In total, Bloomberg’s new analysis sees $11.5 trillion being invested globally in new power generation capacity from 2018 to 2050, with the majority going towards renewables. About $8.4 trillion will be spent on wind and solar, and another $1.5 trillion on other zero-carbon technologies such as hydro and nuclear.

“The arrival of cheap battery storage will mean that it becomes increasingly possible to finesse the delivery of electricity from wind and solar, so that these technologies can help meet demand even when the wind isn’t blowing and the sun isn’t shining,” BNEF’s Seb Henbest said in the report. “The result will be renewables eating up more and more of the existing market for coal, gas and nuclear.”

According to the report, since 2010, the price of lithium-ion batteries has declined 79%. Now, stand-alone batteries are increasingly cost-competitive with open-cycle gas plants and other options such as pumped hydro. “The conclusions are chilling for the fossil fuel sector,” Elena Giannakopoulou, head of energy economics at BNEF, said in the report.

In the United States, Bloomberg expects batteries to grow in significance from around 2030, to support renewables penetration. Utilities will continue to replace older coal and nuclear with cheaper gas and renewables, though Bloomberg adds the qualifier, “assuming there is no lasting federal policy intervention” to keep them operating.

The Trump Administration has been working to develop policies to support nuclear and coal plants, going so far as to propose unprecedented market intrusions.

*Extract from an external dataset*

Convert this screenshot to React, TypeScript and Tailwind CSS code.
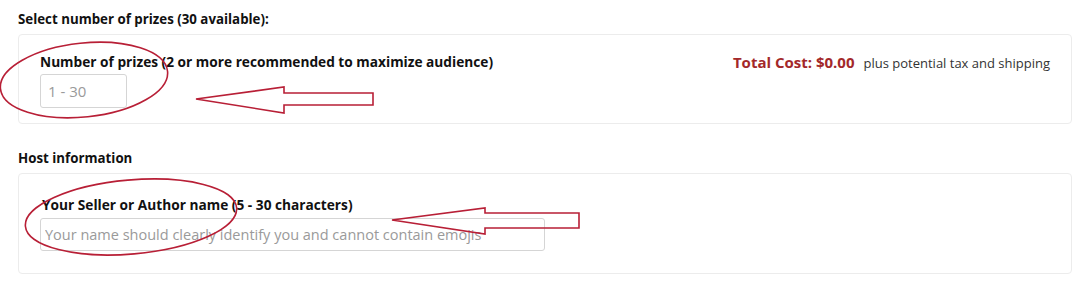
const font = { fontFamily: '"Open Sans", "Liberation Sans", sans-serif' };

const Annotations = () => (
  <svg className="pointer-events-none absolute inset-0" width="1080" height="282" viewBox="0 0 1080 282">
    {/* ellipse around first label/input */}
    <ellipse cx="84" cy="80" rx="84" ry="37" transform="rotate(-6 84 80)" fill="none" stroke="#b81f36" strokeWidth="1.6" />
    {/* arrow 1 */}
    <polygon
      points="196,99 284,87 284,93 373,93 373,105 284,105 284,113"
      fill="none"
      stroke="#b81f36"
      strokeWidth="1.6"
    />
    {/* ellipse around second label/input */}
    <ellipse cx="131" cy="217" rx="106" ry="37" transform="rotate(-5 131 217)" fill="none" stroke="#b81f36" strokeWidth="1.6" />
    {/* arrow 2 */}
    <polygon
      points="392,220 485,208 485,213 579,213 579,228 485,228 485,234"
      fill="none"
      stroke="#b81f36"
      strokeWidth="1.6"
    />
  </svg>
);

export default function App() {
  return (
    <div className="relative h-[282px] w-[1080px] overflow-hidden bg-white text-[#111]" style={font}>
      <div className="flex flex-col px-[18px] pt-[10px]">
        <h2 className="text-[13.3px] font-bold leading-[18px]">Select number of prizes (30 available):</h2>
        <div className="mt-[6px] flex h-[90px] w-[1054px] items-start justify-between rounded-[4px] border border-[#ececec] px-[21px] pt-[18px]">
          <div className="flex flex-col">
            <label className="text-[13.7px] font-bold leading-[18px]">
              Number of prizes (2 or more recommended to maximize audience)
            </label>
            <input
              className="mt-[3px] h-[34px] w-[87px] rounded-[3px] border border-[#d5d5d5] px-[7px] text-[15px] outline-none placeholder:text-[#9a9a9a]"
              placeholder="1 - 30"
            />
          </div>
          <div className="flex items-baseline gap-[9px] leading-[18px]">
            <span className="text-[15px] font-bold text-[#a3282a]">Total Cost: $0.00</span>
            <span className="text-[13px] text-[#333]">plus potential tax and shipping</span>
          </div>
        </div>

        <h2 className="mt-[25px] text-[13.3px] font-bold leading-[18px]">Host information</h2>
        <div className="mt-[6px] flex h-[101px] w-[1054px] flex-col rounded-[4px] border border-[#ececec] px-[21px] pt-[22px]">
          <label className="pl-[2px] text-[13.7px] font-bold leading-[18px]">
            Your Seller or Author name (5 - 30 characters)
          </label>
          <input
            className="mt-[4px] h-[33px] w-[505px] rounded-[3px] border border-[#d5d5d5] px-[4px] text-[14.5px] outline-none placeholder:text-[#9a9a9a]"
            placeholder="Your name should clearly identify you and cannot contain emojis"
          />
        </div>
      </div>
      <Annotations />
    </div>
  );
}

For coal plants, however, many in the power industry think there is little that can be done to stop the fuel’s downward trend in the U.S.

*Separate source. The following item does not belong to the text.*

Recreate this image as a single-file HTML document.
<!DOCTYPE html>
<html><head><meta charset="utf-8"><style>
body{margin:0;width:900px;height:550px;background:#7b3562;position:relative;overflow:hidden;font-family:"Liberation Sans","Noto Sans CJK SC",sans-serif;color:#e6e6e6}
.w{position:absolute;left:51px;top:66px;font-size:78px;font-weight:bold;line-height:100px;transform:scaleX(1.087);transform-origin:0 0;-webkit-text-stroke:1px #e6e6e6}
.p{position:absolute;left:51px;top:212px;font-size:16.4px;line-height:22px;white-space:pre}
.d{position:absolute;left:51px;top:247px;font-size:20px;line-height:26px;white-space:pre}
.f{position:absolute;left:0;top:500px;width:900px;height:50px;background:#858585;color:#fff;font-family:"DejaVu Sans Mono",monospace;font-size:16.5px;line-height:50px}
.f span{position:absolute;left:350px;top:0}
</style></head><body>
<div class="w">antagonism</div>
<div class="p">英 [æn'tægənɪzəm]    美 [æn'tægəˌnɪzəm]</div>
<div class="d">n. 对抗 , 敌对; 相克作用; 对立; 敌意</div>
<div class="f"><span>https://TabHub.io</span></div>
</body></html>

“Coal and nuclear are pushed out by age and economics, such that by 2050 both nuclear and coal have almost disappeared from the electricity mix,” the report predicts for the United States. “We do not anticipate a U.S. nuclear renaissance with current technology.”

The struggle of emissions-free nuclear plants has created a dilemma for U.S. policy makers who want to keep the plants online but are seeing them struggle economically and retire. Many in the nuclear industry are looking to smaller, modular reactors as a way to revive the struggling technology.

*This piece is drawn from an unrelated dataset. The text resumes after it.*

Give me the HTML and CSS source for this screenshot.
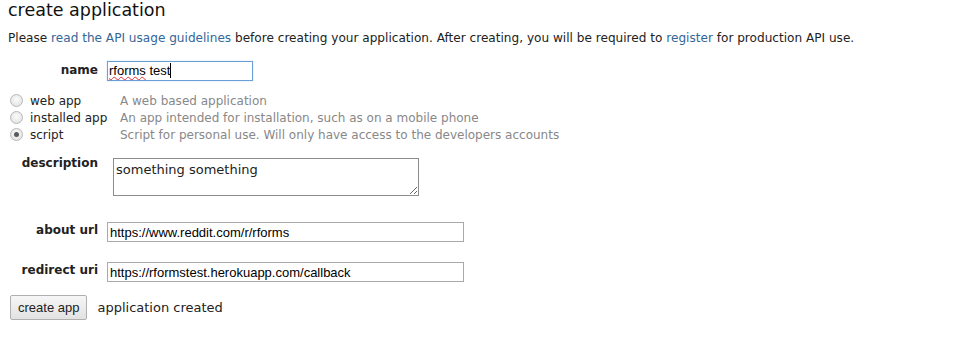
FILE: index.html
```html
<!DOCTYPE html>
<html>
<head>
<meta charset="utf-8">
<link rel="stylesheet" href="styles.css">
</head>
<body>
<h1 class="title">create application</h1>
<p class="intro">Please <a href="#">read the API usage guidelines</a> before creating your application. After creating, you will be required to <a href="#">register</a> for production API use.</p>
<div class="row row-name">
  <label class="lbl">name</label>
  <div class="field name-field"><span class="typo">rforms</span> test<span class="caret"></span></div>
</div>
<div class="types">
  <div class="type"><span class="radio"></span><span class="tname">web app</span><span class="tdesc">A web based application</span></div>
  <div class="type"><span class="radio"></span><span class="tname">installed app</span><span class="tdesc">An app intended for installation, such as on a mobile phone</span></div>
  <div class="type"><span class="radio on"></span><span class="tname">script</span><span class="tdesc">Script for personal use. Will only have access to the developers accounts</span></div>
</div>
<div class="row row-desc">
  <label class="lbl">description</label>
  <textarea class="area">something something</textarea>
</div>
<div class="row row-about">
  <label class="lbl">about url</label>
  <input class="field url-field" type="text" value="https://www.reddit.com/r/rforms">
</div>
<div class="row row-redirect">
  <label class="lbl">redirect uri</label>
  <input class="field url-field" type="text" value="https://rformstest.herokuapp.com/callback">
</div>
<div class="actions">
  <button class="btn">create app</button>
  <span class="status">application created</span>
</div>
</body>
</html>
```
FILE: styles.css
```css
body {
  margin: 0 8px;
  font-family: "DejaVu Sans", Verdana, sans-serif;
  color: #222;
  background: #fff;
}
.title {
  font-size: 17.5px;
  font-weight: normal;
  margin: 0;
  line-height: 20px;
  color: #111;
}
.intro {
  font-size: 12.1px;
  margin: 10px 0 0 0;
  line-height: 16px;
}
.intro a { color: #369; text-decoration: none; }
.row {
  display: flex;
  align-items: flex-start;
}
.lbl {
  width: 90px;
  text-align: right;
  font-weight: bold;
  font-size: 12px;
  color: #222;
}
.row-name { margin-top: 15px; }
.row-name .lbl { padding-top: 2px; }
.field {
  font-family: "Liberation Sans", Arial, sans-serif;
  font-size: 13px;
  height: 20px;
  line-height: 18px;
  box-sizing: border-box;
  border: 1px solid #a9a9a9;
  padding: 0 2px;
  margin: 0 0 0 9px;
  color: #000;
  outline: none;
}
.name-field {
  width: 146px;
  border: 1px solid #6a9fd8;
  box-shadow: 0 0 1px #9cc3ea;
  padding-left: 1px;
}
.typo {
  text-decoration: underline wavy #e0303a;
  text-decoration-thickness: 1px;
  text-decoration-skip-ink: none;
  text-underline-offset: 1px;
}
.caret {
  display: inline-block;
  width: 1px;
  height: 15px;
  background: #000;
  vertical-align: -3px;
}
.url-field { width: 357px; }
.types { margin-top: 11px; }
.type {
  display: flex;
  align-items: center;
  height: 17px;
  font-size: 12px;
}
.radio {
  width: 13px;
  height: 13px;
  border-radius: 50%;
  border: 1px solid #b8b8b8;
  background: radial-gradient(circle at 50% 40%, #fbfbfb, #dedede);
  box-sizing: border-box;
  margin: 0 7px 0 2px;
  position: relative;
}
.radio.on::after {
  content: "";
  position: absolute;
  left: 3px; top: 3px;
  width: 5px; height: 5px;
  border-radius: 50%;
  background: #5a5a5a;
}
.tname { width: 90px; color: #222; }
.tdesc { color: #888; }
.row-desc { margin-top: 15px; }
.row-desc .lbl { margin-top: -2px; }
.area {
  margin: 0 0 0 15px;
  width: 306px;
  height: 38px;
  box-sizing: border-box;
  border: 1px solid #8c8c8c;
  font-family: "DejaVu Sans", Verdana, sans-serif;
  font-size: 13px;
  padding: 3px 2px 1px;
  resize: vertical;
  color: #222;
}
.row-about { margin-top: 26px; }
.row-about .lbl, .row-redirect .lbl { padding-top: 1px; }
.row-redirect { margin-top: 20px; }
.actions {
  margin-top: 13px;
  display: flex;
  align-items: center;
  margin-left: 2px;
}
.btn {
  font-family: "Liberation Sans", Arial, sans-serif;
  font-size: 13px;
  height: 25px;
  padding: 0 7px;
  border: 1px solid #b0b0b0;
  border-radius: 2px;
  background: linear-gradient(#f6f6f6, #e2e2e2);
  color: #222;
}
.status { margin-left: 10px; font-size: 13px; color: #222; }
```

The smaller nuclear plants could start at prices as low as $1 billion to $1.5 billion to construct, according to some experts. While many believe SMRs could propel new growth in the nuclear industry, there may be less hope for fossil fuels according to Bloomberg.

“The economic case for building new coal and gas capacity is crumbling, as batteries start to encroach on the flexibility and peaking revenues enjoyed by fossil fuel plants,” the report finds.